Wednesday, Dec. 30, 2020 - 3:30 pm.
I'll break the tradition of writing on Saturday so I can squeeze in one more entry before the year ends.
This is not entirely a end-of-year post, though, or at least it's a short one. I count my blessings and losses weekly. We're still in a pandemic, no surprise there, and I don't think I have much to add to the collective reflections of those who have been hit by it and/or are the most aware about it.
I have been one of the best case scenarios of the pandemic among the peasants *knocks on wood*. I kept my job, I was able to live my life and work from home, I had no young/old/ill people to look after, my relationship with Andrew is a source of joy and comfort and I even got another relationship that's just as nice, with Helen. I had a few speaking engagements and I could share some of the knowledge I've gained. Hell, my beloved book is finally out and while it has such a modest reach, it's getting some love.
Then, my family is still here *knocking on wood intensifies* Parents, siblings, nephews and nieces. I fear for all of them and wish they remain safe and healthy, but I fear particularly for those of whom are still in my home country. Elections will happen in two months and things are looking grim, with a dictatorship on the rise. I'm so terrified for them I want to cry and run in circles and figure out how to bring them all here.
My extended family, on the other hand, is now missing two of my cousins. I'm not sure when I'll travel to my home country to make this real, but I think it won't be anytime before June. On top of the virus, it's the whole political situation.
My cousin's novena finishes tonight. I was online every night except for the first two nights, the 22nd and the 23rd. I don't quite pray along, as I'm a believer but I seem to believe in a different way, but I was there. That's been my biggest mantra lately, be there. Show up. And even though the praying is a droning sound, the event of coming together itself has been a bit healing for me. I hope it brings comfort to my cousin's closest family and friends, too.
My friend CR wrote me in reply to a holiday message I sent him. He took the opportunity to tell me I was the woman of his life and that he couldn't love anybody else because they weren't me. It didn't surprise me.
I was just sorry to hear he contracted covid AND nearly drowned some time this year (but not both simultaneously). Hence, seeing death in the eye made him "man up" (ugh) and tell me. I was like, yeah, I know ¯_(ツ)_/¯. So now he can live in peace.
Well, I'm a little all over the place right now. I'm a little pissy because I've had to dedicate a few hours of yesterday and today to look into work stuff for my two groups of undergrad students who will be defending their thesis in January.
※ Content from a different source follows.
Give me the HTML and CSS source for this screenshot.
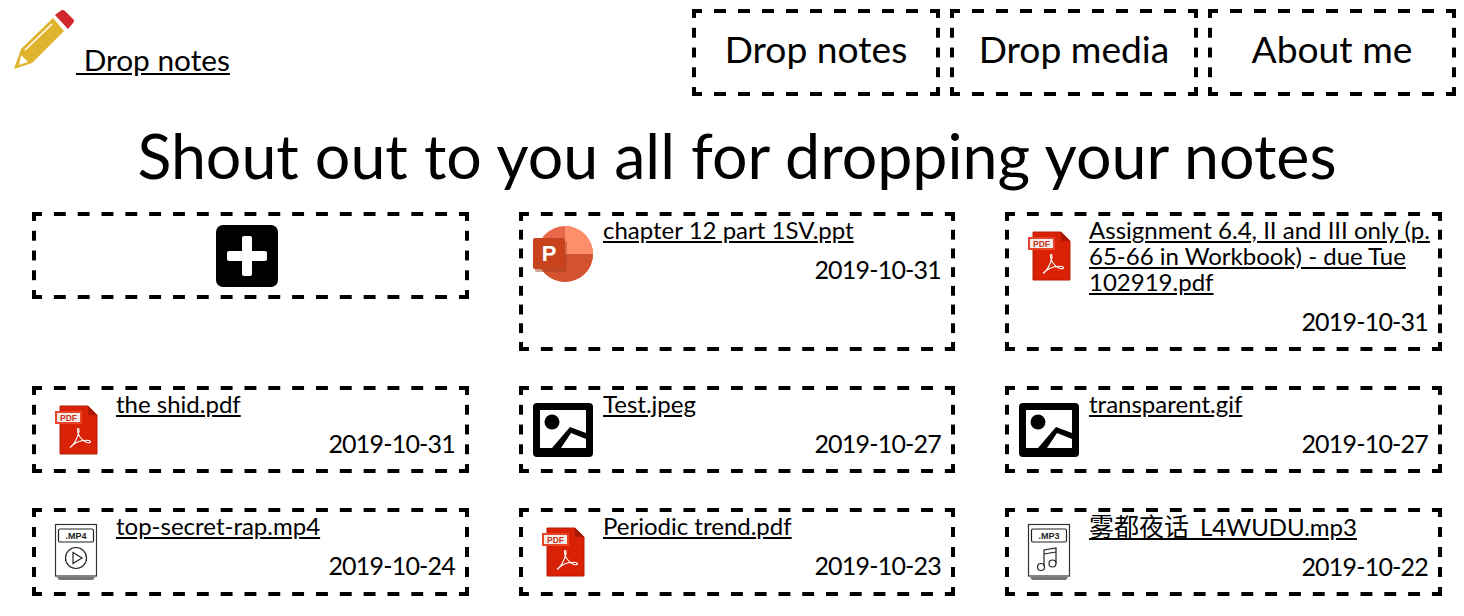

I'm indignant, INDIGNANT I tell you, over having to work during the recess. However, because of my anger, I didn't make the best decisions regarding something and now I'm fielding emails from the my students. Nothing to lose sleep over, bad nor unfixable, but I sure would love to be using this time to do something else.
Speaking of doing something else, I have courses to take, books to read, comic scripts and posts to write. Life goes on, eh, and we're just doing the best we can.
I'm just grateful. I read somewhere that we shouldn't consider 2020 a lost or a wasted year. All we did or stopped doing helped us and others stay alive. We just have to keep taking care of each other. We need care and solidarity to face 2021 and whatever it brings.